The arrangement, by Michael Abene, begins with the band playing a three-against-two pattern (Ex. 2). The eighth-notes are “swung”—they are played with a slight triplet feel, although the groove is not a swing groove. Ex. 3 shows the basic bass groove for the melody sections. I set up each one and three by playing a dead note—muting the F on the D string with my left hand and playing a pickup note into each strong beat on one and three. The crucial element here is what I do not play: the eighth-note rests on beats two and four make space for the drummer’s backbeat. This is what makes the tune groove: the space … the rests! Always play a rest just as consciously as you play a note. Don’t shortchange the funk, or it won’t be funky.

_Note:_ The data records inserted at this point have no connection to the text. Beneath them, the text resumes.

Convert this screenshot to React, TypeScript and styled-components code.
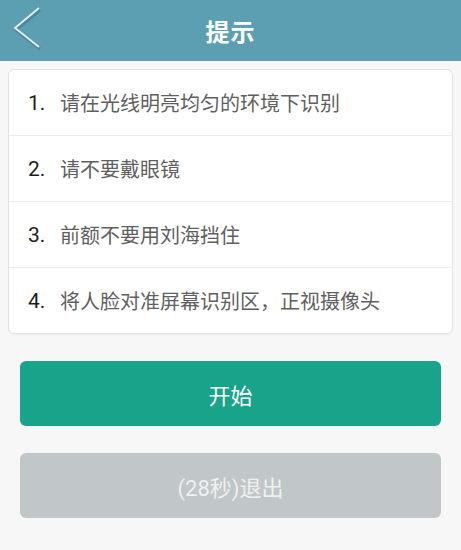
import React from 'react';
import styled, { createGlobalStyle } from 'styled-components';

const GlobalStyle = createGlobalStyle`
  html, body {
    margin: 0;
    padding: 0;
    background: #f7f7f7;
    font-family: Roboto, "Noto Sans CJK SC", sans-serif;
  }
`;

const Page = styled.div`
  width: 461px;
  height: 550px;
  background: #f7f7f7;
  display: flex;
  flex-direction: column;
`;

const Header = styled.header`
  position: relative;
  height: 61px;
  background: #5c9fb3;
  display: flex;
  align-items: center;
  justify-content: center;
`;

const BackButton = styled.button`
  position: absolute;
  left: 8px;
  top: 2px;
  width: 40px;
  height: 52px;
  padding: 0;
  border: none;
  background: transparent;
  display: flex;
  align-items: center;
  justify-content: center;
`;

const Title = styled.h1`
  margin: 0;
  color: #ffffff;
  font-family: "Noto Sans CJK SC", sans-serif;
  font-size: 24px;
  font-weight: 700;
  letter-spacing: 1px;
`;

const Card = styled.ul`
  list-style: none;
  margin: 8px 8px 0;
  padding: 0;
  background: #ffffff;
  border: 1px solid #e2e2e2;
  border-radius: 6px;
  box-shadow: 0 1px 1px rgba(0, 0, 0, 0.04);
`;

const Row = styled.li`
  box-sizing: border-box;
  height: 65px;
  display: flex;
  align-items: center;
  padding: 0 19px;
  & + & {
    height: 66px;
    border-top: 1px solid #ececec;
  }
`;

const Num = styled.span`
  width: 32px;
  color: #1c1c1c;
  font-size: 21px;
`;

const Tip = styled.span`
  color: #5f5f5f;
  font-size: 20px;
`;

const Actions = styled.div`
  display: flex;
  flex-direction: column;
  gap: 27px;
  padding: 27px 20px 0 20px;
`;

const ActionButton = styled.button<{ $tone: 'primary' | 'muted' }>`
  height: 65px;
  border: none;
  border-radius: 6px;
  font-family: inherit;
  font-size: 22px;
  background: ${(p) => (p.$tone === 'primary' ? '#17a48b' : '#c1c6c8')};
  color: ${(p) => (p.$tone === 'primary' ? '#ffffff' : '#eef0f1')};
`;

const tips = [
  '请在光线明亮均匀的环境下识别',
  '请不要戴眼镜',
  '前额不要用刘海挡住',
  '将人脸对准屏幕识别区，正视摄像头',
];

function App() {
  return (
    <Page>
      <GlobalStyle />
      <Header>
        <BackButton aria-label="back">
          <svg width="40" height="52" viewBox="0 0 40 52">
            <polyline points="31,6 7,26 31,45" fill="none" stroke="rgba(0,0,0,0.15)" strokeWidth="3" transform="translate(1,2)" />
            <polyline points="31,6 7,26 31,45" fill="none" stroke="#e4f1f4" strokeWidth="1.8" />
          </svg>
        </BackButton>
        <Title>提示</Title>
      </Header>
      <Card>
        {tips.map((t, i) => (
          <Row key={t}>
            <Num>{i + 1}.</Num>
            <Tip>{t}</Tip>
          </Row>
        ))}
      </Card>
      <Actions>
        <ActionButton $tone="primary">开始</ActionButton>
        <ActionButton $tone="muted">(28秒)退出</ActionButton>
      </Actions>
    </Page>
  );
}

export default App;
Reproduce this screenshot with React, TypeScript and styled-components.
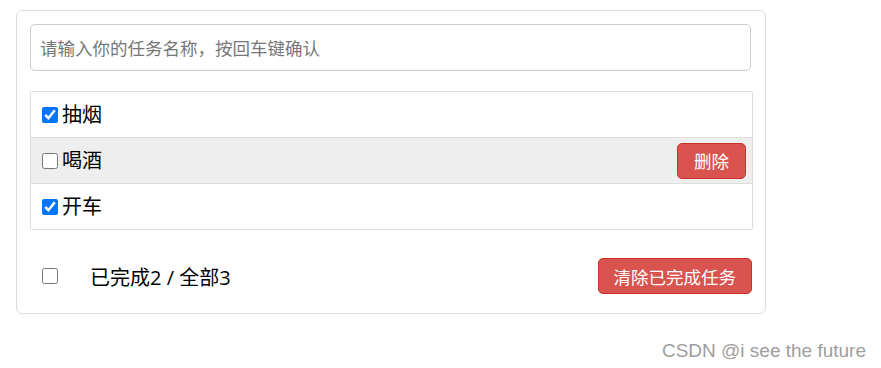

Ex. 4 shows the bass line in the song’s A section. I use a combination of dead-note pickups and eighth-note fills, often leaving the rests for the backbeat on beats two and four. The breaks in bars 5-8 are also extremely important. How long is the quarter-note? Notice the tenuto marking under each note—the line that tells you to play the note long. In this case the quarter-note is big and fat, the end of the note being just as important as the attack. The three quarter-note rests have to be in time also—yes, the silence has to be in the pocket just as solidly as the notes.
Organist Frank Chastenier takes the first solo on the track, and I provide a good cushion so he can crank up his mojo (Ex. 5). In bar 1, the upbeats on the “ands” of three and four can be a little dangerous—I have to play this figure so that the downbeat in bar 2 is still felt—even though I have a rest on that beat. Once again, the rests have to be “played” just as strongly as the notes. In a situation like this, we know that the point of the whole thing is to get the soloists to throw down—go nuts and get stoopid. The bass player’s job is to make sure the house’s foundation is stable enough for the party.
At about 3:50 into the track, Frank goes ballistic and the crowd (at the Rex in Paris) freaks out along with him. Maceo jumps into the fray for his solo. At about 4:45 the horn sections enter with thick backgrounds. The big band horns are jumping in and out like popcorn in the pan; all hell’s breaking loose, and the joint is jumpin’. At this point, the little voice in my head is saying, “Hold down the fort . . . .” I switch to a bass line that’s less syncopated (Ex. 6) to make the groove more grounded. Everyone else is playing so much stuff off the beat, someone—the bass player—has to lay it down.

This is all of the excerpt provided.